== Given request ==
Only the lines from the one containing "Reproduce this screenshot" through the one containing "h-[380px] overflow-hidden bg-[#f0f0f0]" should be output, both ends included and exactly as they appear, minus any pictures.

** Start of Data shown **

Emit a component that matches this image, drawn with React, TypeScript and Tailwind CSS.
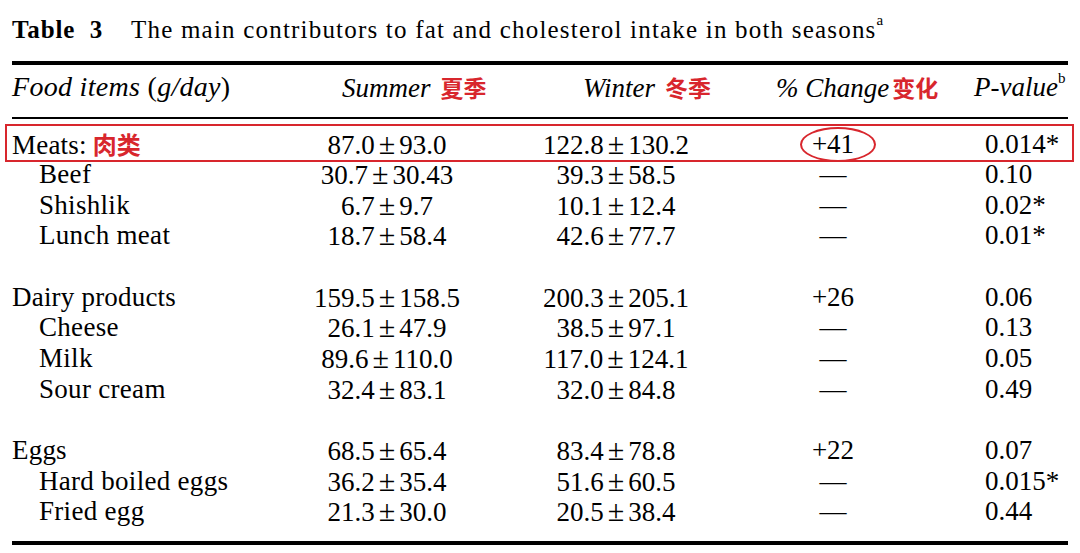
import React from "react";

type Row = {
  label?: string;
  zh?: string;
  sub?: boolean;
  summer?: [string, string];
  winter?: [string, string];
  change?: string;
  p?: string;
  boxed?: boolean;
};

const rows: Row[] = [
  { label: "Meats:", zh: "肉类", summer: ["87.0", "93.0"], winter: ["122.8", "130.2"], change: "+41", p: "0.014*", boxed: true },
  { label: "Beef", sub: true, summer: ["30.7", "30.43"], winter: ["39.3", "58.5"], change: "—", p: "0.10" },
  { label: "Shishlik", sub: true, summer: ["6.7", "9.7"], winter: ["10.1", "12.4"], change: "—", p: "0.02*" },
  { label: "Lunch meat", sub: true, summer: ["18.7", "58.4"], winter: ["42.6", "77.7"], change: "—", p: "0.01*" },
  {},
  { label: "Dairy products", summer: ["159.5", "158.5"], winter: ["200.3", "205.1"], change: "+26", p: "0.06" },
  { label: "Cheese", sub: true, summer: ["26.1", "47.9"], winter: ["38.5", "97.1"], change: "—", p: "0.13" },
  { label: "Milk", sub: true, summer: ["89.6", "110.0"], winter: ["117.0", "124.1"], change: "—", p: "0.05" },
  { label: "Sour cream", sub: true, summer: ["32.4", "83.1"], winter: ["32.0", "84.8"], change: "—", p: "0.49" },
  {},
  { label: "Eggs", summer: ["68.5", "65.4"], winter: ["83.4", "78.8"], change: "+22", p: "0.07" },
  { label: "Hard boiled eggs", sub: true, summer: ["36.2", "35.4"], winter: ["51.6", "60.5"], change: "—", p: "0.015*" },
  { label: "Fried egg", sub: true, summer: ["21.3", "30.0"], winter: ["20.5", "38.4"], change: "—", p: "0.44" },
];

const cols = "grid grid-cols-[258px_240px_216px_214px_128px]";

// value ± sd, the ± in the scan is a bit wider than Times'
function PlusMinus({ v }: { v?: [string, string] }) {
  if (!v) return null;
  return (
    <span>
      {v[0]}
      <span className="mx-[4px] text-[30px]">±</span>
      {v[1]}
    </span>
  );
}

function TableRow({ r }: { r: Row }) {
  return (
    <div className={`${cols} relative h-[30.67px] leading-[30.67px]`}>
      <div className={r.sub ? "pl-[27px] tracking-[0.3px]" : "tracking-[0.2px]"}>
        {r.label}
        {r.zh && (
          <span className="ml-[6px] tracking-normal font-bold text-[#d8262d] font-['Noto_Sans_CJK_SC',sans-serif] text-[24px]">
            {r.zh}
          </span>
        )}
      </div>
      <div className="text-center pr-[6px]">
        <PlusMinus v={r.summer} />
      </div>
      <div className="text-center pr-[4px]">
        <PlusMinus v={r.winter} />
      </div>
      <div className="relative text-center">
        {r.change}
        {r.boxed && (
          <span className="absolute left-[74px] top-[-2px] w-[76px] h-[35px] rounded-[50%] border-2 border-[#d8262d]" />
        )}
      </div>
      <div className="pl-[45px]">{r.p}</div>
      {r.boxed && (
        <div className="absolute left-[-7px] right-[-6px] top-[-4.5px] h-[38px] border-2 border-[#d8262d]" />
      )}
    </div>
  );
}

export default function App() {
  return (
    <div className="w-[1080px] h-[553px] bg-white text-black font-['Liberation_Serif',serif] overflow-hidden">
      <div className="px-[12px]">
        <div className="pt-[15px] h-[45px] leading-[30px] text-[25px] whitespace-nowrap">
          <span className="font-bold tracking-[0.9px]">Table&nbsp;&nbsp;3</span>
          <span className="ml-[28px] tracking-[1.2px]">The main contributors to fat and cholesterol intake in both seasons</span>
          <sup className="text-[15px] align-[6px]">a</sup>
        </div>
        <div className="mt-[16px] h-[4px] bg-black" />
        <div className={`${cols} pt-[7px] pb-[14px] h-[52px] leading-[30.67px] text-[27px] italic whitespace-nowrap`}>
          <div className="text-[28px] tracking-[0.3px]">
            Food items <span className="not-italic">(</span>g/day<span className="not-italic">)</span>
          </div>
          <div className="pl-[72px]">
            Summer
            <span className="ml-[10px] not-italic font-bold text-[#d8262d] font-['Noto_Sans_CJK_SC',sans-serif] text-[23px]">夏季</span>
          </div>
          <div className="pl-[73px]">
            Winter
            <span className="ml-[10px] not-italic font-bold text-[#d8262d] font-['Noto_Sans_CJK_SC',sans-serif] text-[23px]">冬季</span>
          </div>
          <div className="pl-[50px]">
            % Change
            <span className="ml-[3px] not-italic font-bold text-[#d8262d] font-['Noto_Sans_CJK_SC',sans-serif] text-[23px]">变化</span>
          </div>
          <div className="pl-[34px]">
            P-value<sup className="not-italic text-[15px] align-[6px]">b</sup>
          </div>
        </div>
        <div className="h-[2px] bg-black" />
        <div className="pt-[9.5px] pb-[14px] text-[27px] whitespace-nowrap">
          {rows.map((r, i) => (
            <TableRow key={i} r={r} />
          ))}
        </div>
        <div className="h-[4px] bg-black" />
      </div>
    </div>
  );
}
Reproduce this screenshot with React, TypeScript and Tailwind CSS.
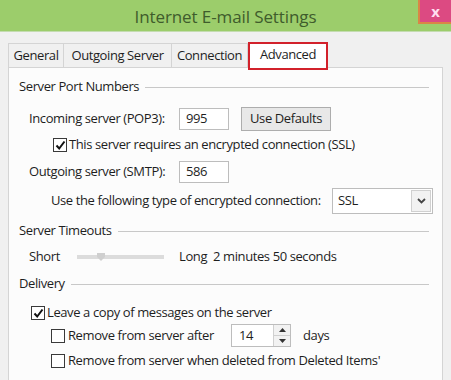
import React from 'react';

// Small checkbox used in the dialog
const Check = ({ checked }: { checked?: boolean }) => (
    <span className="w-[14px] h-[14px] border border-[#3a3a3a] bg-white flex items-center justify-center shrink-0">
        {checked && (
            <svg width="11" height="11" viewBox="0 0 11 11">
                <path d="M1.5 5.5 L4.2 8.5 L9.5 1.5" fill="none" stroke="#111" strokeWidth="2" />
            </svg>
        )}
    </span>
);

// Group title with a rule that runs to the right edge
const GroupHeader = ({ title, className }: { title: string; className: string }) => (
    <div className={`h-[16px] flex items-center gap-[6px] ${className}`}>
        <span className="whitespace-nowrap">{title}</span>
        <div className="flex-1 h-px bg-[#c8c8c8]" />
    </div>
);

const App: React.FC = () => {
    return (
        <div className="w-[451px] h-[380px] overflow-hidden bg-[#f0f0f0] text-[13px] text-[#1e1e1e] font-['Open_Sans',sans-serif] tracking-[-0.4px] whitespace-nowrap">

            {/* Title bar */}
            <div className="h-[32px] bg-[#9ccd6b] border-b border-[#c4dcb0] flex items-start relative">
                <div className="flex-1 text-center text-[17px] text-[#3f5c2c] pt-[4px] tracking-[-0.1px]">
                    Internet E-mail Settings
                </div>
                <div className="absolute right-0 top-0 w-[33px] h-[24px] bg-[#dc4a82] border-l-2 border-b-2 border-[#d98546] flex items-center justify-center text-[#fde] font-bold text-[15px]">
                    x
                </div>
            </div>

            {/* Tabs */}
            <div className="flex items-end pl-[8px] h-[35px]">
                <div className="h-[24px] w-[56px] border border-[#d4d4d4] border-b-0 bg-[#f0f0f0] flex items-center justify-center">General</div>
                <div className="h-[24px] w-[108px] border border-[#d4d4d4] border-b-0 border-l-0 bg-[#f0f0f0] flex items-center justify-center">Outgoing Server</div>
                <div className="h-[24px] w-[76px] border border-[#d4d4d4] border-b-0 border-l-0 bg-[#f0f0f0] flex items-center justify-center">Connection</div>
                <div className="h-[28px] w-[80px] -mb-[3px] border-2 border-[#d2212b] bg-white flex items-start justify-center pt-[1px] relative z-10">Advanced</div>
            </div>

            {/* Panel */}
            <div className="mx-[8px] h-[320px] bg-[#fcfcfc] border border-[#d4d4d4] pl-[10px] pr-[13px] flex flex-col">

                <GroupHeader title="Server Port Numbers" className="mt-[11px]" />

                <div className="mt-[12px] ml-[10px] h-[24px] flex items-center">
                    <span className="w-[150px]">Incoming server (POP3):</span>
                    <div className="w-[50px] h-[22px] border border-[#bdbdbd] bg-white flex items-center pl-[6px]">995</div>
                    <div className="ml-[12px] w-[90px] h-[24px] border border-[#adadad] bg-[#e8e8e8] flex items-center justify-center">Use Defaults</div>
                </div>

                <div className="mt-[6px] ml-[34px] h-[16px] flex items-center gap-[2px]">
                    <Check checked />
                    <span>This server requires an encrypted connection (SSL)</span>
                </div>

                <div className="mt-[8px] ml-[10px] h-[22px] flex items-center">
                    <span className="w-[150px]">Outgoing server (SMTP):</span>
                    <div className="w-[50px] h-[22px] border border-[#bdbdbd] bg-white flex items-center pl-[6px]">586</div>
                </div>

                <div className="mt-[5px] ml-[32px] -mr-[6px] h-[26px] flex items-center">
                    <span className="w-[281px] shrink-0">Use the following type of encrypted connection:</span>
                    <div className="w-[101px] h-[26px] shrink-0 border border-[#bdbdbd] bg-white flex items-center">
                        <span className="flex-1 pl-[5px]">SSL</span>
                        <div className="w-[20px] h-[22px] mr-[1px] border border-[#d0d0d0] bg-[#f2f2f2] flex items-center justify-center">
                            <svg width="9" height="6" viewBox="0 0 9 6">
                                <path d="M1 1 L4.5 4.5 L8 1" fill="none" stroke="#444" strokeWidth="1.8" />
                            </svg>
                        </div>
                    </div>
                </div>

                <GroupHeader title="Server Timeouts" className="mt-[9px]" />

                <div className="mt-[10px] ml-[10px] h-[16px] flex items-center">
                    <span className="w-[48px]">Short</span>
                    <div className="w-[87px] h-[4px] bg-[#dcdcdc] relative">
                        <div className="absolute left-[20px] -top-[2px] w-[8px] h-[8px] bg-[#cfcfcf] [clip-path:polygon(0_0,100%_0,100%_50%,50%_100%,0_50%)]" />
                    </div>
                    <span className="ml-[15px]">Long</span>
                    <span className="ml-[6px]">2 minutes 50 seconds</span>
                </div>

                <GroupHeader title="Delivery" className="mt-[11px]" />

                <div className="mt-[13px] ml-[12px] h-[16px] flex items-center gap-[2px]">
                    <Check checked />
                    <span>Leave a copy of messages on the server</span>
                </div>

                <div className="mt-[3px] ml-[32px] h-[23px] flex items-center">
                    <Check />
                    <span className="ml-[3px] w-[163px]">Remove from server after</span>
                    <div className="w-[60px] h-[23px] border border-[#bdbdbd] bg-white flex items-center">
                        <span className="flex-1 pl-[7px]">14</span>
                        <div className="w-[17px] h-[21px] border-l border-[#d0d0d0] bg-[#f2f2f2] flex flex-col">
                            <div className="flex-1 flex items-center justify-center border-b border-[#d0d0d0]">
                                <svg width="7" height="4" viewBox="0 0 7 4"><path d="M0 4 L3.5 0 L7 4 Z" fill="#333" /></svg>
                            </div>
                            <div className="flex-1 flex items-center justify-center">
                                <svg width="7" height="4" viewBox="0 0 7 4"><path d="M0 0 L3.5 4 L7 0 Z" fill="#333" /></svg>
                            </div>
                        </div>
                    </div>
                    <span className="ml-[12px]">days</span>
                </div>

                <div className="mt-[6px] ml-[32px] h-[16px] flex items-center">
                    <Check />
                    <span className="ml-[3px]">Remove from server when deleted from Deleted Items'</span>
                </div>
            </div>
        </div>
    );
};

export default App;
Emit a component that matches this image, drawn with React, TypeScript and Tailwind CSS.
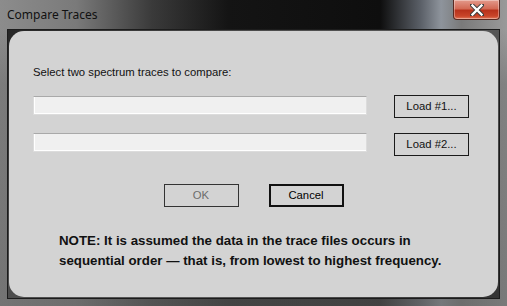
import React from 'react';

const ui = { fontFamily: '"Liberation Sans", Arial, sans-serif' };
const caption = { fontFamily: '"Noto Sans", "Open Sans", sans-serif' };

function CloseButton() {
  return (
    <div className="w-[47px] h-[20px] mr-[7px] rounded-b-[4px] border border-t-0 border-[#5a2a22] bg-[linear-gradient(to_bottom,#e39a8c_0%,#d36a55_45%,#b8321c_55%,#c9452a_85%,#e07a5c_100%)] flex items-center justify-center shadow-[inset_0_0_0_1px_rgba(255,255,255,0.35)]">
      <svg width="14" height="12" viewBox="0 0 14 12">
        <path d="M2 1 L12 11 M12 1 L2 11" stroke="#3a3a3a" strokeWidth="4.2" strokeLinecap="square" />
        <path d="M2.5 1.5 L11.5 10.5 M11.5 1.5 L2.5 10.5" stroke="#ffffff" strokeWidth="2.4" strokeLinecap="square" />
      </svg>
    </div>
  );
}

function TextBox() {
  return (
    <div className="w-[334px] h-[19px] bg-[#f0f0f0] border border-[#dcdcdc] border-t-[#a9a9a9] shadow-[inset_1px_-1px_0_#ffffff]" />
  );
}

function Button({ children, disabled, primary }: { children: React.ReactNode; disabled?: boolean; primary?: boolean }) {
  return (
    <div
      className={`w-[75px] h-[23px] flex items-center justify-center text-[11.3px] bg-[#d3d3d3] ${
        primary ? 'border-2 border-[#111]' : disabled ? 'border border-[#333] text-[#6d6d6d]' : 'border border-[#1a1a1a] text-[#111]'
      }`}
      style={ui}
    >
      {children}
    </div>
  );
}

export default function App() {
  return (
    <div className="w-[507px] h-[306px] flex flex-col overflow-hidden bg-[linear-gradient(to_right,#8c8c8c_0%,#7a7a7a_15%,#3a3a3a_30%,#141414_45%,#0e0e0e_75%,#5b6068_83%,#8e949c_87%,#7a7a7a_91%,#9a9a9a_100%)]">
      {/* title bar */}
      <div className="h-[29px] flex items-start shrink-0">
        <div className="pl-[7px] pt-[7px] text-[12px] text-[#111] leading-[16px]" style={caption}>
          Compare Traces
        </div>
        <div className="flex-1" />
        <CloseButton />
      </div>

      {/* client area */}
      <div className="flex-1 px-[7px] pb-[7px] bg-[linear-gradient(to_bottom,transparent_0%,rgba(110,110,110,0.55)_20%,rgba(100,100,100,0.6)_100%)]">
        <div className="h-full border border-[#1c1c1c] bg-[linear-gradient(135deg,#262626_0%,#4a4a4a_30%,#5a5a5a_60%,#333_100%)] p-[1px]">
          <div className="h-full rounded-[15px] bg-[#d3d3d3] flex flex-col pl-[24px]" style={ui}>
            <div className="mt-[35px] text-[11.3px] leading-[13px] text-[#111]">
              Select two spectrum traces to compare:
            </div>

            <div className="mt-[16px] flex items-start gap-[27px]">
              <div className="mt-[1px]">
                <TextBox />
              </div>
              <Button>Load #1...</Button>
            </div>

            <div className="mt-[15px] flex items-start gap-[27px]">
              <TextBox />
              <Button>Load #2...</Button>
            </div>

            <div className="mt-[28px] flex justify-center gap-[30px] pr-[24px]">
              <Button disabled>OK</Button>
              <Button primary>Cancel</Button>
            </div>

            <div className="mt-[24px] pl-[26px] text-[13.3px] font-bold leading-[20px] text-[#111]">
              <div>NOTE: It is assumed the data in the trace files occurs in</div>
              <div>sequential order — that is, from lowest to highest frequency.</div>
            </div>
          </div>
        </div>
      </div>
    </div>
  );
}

** End of Data shown **

== Task result ==
Reproduce this screenshot with React, TypeScript and Tailwind CSS.
import React from 'react';

// Small checkbox used in the dialog
const Check = ({ checked }: { checked?: boolean }) => (
    <span className="w-[14px] h-[14px] border border-[#3a3a3a] bg-white flex items-center justify-center shrink-0">
        {checked && (
            <svg width="11" height="11" viewBox="0 0 11 11">
                <path d="M1.5 5.5 L4.2 8.5 L9.5 1.5" fill="none" stroke="#111" strokeWidth="2" />
            </svg>
        )}
    </span>
);

// Group title with a rule that runs to the right edge
const GroupHeader = ({ title, className }: { title: string; className: string }) => (
    <div className={`h-[16px] flex items-center gap-[6px] ${className}`}>
        <span className="whitespace-nowrap">{title}</span>
        <div className="flex-1 h-px bg-[#c8c8c8]" />
    </div>
);

const App: React.FC = () => {
    return (
        <div className="w-[451px] h-[380px] overflow-hidden bg-[#f0f0f0] text-[13px] text-[#1e1e1e] font-['Open_Sans',sans-serif] tracking-[-0.4px] whitespace-nowrap">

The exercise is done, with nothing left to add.